How many people are going to get the axe in favor of AI?

Be Evil

Google has laid off more than a thousand people since January 10 — and according to CEO Sundar Pichai, there will be more firings in the future as the company pushes forward with its AI pivot.

"We have ambitious goals and will be investing in our big priorities this year," Pichai told Google's staff in a company-wide email reviewed by The Verge. "The reality is that to create the capacity for this investment, we have to make tough choices."

Those layoffs, as prior reporting from Business Insider and Axios indicates, took place across several departments. Hundreds were in the company's advertising and customer sales teams, while others impacted the Google Assistant, Fitbit, and hardware verticals.

In the more recent memo, the CEO said that although the more recent and forthcoming "role eliminations" will not be "at the scale of last year’s reductions" — a reference to the 12,000 jobs Google cut around this time last year — the company will continue down the path of "removing layers to simplify execution and drive velocity in some areas."

Heel Turn

Google's forthcoming "layer-removal" comes on the heels of the company's tumultuous 2023, which along with the 12,000 cuts at the beginning of the year saw it pivot to AI much like its peers and competitors.

Indeed, as the New York Times reported based on insider interviews late last year, the company's pivot to AI was made hastily as OpenAI's ChatGPT — and its alliance with Microsoft — threatened to leave more established tech players else in its dust.

Just before Christmas 2022, the NYT's reporting explains, the company's top lawyer summoned executives to deliver a directive: that their teams were to drop whatever they had previously been working on and begin developing a slate of AI products immediately, per Pichai's orders.
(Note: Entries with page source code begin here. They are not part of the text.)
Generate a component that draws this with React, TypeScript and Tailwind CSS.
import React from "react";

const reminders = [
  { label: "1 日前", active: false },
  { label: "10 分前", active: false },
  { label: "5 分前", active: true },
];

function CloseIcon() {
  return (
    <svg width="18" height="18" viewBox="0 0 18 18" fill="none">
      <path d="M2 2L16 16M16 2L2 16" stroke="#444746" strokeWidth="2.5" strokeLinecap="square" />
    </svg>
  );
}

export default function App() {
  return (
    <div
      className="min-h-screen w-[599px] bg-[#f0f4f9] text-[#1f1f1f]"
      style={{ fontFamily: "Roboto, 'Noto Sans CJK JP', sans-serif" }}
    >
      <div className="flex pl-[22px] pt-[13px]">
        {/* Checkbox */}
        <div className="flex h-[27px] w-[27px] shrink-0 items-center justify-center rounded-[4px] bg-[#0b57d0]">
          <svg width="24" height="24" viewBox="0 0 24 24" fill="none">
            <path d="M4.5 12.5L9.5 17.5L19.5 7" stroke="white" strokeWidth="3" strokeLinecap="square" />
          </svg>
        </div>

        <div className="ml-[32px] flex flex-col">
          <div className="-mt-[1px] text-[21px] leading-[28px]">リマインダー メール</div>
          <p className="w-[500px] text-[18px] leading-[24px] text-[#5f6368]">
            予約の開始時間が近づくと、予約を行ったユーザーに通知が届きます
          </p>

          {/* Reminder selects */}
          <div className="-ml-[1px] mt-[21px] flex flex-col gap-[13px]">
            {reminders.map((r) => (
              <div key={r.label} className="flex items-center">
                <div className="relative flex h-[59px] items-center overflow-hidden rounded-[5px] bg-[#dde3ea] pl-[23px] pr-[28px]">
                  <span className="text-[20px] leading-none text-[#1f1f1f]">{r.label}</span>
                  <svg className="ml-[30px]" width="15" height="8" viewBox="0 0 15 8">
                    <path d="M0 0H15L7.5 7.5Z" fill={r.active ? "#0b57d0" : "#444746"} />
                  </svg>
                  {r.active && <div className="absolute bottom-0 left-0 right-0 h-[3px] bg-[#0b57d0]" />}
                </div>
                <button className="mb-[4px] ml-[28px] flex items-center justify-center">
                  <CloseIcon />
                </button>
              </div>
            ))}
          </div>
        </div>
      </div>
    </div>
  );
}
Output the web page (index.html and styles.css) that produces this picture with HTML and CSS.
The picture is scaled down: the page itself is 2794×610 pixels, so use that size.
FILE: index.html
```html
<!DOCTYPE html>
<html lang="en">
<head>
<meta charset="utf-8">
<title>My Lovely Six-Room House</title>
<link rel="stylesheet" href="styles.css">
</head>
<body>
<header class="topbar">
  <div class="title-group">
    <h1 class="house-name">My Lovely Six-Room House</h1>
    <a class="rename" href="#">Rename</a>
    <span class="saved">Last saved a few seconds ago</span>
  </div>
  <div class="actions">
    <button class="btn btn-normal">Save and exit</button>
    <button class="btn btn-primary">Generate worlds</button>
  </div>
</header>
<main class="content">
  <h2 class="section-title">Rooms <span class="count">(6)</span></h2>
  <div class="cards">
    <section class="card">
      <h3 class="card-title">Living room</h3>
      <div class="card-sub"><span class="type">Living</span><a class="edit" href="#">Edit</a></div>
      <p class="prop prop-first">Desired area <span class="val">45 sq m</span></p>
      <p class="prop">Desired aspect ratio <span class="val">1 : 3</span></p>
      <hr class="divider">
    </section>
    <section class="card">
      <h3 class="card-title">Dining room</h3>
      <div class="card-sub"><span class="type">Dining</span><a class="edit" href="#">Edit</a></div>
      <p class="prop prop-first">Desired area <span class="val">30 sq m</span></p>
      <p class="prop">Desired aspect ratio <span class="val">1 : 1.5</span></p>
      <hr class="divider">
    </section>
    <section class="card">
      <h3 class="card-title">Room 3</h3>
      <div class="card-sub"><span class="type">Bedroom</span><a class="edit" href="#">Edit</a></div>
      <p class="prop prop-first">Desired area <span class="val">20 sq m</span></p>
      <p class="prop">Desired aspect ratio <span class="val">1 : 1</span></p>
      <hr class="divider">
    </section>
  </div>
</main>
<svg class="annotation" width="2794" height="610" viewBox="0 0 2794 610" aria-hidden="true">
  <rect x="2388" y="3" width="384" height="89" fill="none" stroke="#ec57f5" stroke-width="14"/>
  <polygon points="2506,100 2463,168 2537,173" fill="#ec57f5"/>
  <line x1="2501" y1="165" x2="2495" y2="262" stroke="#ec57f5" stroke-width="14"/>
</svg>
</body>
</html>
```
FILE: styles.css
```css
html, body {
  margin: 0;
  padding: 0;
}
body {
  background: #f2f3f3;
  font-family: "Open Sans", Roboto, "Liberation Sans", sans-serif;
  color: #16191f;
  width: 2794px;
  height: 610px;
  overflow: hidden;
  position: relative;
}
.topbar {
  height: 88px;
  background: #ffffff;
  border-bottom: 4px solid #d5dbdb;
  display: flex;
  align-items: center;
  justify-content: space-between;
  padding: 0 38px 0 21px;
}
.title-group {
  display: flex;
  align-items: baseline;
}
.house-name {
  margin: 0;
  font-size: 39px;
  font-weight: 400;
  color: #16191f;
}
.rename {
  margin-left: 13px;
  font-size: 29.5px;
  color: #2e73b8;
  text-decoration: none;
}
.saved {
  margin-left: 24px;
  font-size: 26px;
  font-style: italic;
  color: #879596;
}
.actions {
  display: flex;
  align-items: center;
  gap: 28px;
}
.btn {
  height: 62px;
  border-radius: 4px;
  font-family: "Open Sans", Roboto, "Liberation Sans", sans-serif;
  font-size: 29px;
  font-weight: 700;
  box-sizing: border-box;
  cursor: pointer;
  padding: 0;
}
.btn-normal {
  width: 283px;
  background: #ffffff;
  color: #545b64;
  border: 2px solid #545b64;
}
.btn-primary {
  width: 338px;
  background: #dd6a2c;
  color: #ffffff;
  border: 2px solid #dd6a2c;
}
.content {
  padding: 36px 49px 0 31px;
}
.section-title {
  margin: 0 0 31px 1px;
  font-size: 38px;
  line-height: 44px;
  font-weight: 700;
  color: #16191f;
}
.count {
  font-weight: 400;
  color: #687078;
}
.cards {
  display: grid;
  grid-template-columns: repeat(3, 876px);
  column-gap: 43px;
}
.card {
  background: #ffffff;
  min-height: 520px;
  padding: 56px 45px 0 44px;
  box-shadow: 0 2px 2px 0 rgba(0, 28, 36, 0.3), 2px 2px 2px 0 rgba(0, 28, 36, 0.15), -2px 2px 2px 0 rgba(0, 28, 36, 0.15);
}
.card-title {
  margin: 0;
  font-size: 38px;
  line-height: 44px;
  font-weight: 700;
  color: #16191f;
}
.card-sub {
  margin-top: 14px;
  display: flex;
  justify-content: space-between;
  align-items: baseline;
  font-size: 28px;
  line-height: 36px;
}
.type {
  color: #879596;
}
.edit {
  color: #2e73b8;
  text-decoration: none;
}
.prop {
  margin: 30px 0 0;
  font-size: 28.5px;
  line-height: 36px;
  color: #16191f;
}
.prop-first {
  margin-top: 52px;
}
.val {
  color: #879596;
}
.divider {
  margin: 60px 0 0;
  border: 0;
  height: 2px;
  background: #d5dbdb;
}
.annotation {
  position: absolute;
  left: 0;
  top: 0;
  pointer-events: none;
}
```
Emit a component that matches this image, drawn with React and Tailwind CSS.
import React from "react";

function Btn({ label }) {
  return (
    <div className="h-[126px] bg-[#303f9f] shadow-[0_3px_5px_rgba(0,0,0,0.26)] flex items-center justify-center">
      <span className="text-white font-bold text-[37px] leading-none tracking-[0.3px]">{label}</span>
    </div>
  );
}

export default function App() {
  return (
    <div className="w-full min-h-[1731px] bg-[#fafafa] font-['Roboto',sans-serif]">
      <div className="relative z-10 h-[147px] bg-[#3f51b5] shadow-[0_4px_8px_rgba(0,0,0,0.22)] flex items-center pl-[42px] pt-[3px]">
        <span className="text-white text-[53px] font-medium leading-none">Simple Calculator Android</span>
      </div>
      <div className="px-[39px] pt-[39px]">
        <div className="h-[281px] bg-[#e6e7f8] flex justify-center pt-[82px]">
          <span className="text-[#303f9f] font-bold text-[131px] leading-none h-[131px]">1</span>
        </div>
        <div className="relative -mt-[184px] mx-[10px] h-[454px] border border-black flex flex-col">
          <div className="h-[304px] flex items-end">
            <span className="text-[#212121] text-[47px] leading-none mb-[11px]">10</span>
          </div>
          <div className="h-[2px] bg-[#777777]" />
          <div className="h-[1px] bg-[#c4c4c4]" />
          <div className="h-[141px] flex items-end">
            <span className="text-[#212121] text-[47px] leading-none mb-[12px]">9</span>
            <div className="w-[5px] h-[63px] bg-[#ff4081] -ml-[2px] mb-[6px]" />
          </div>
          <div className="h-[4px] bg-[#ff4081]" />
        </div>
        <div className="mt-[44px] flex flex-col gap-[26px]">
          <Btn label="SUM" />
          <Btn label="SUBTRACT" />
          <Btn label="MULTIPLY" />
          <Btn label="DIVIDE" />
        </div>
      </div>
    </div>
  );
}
Just over a month later, those 12,000 employees were axed, and now we appear to be seeing the continued toll of that rapid decision-making process.

As Axios aptly pointed out in its own analysis of the 2024 Google layoffs, it seems less that people are being replaced by AI itself and more that they are being replaced with smaller teams of people who are good with the technology as the company adjusts course.

It's hard to say how those AI-adept new workers feel about their roles, but it seems likely they're essentially building the tech that will eventually replace them — and that can't feel good.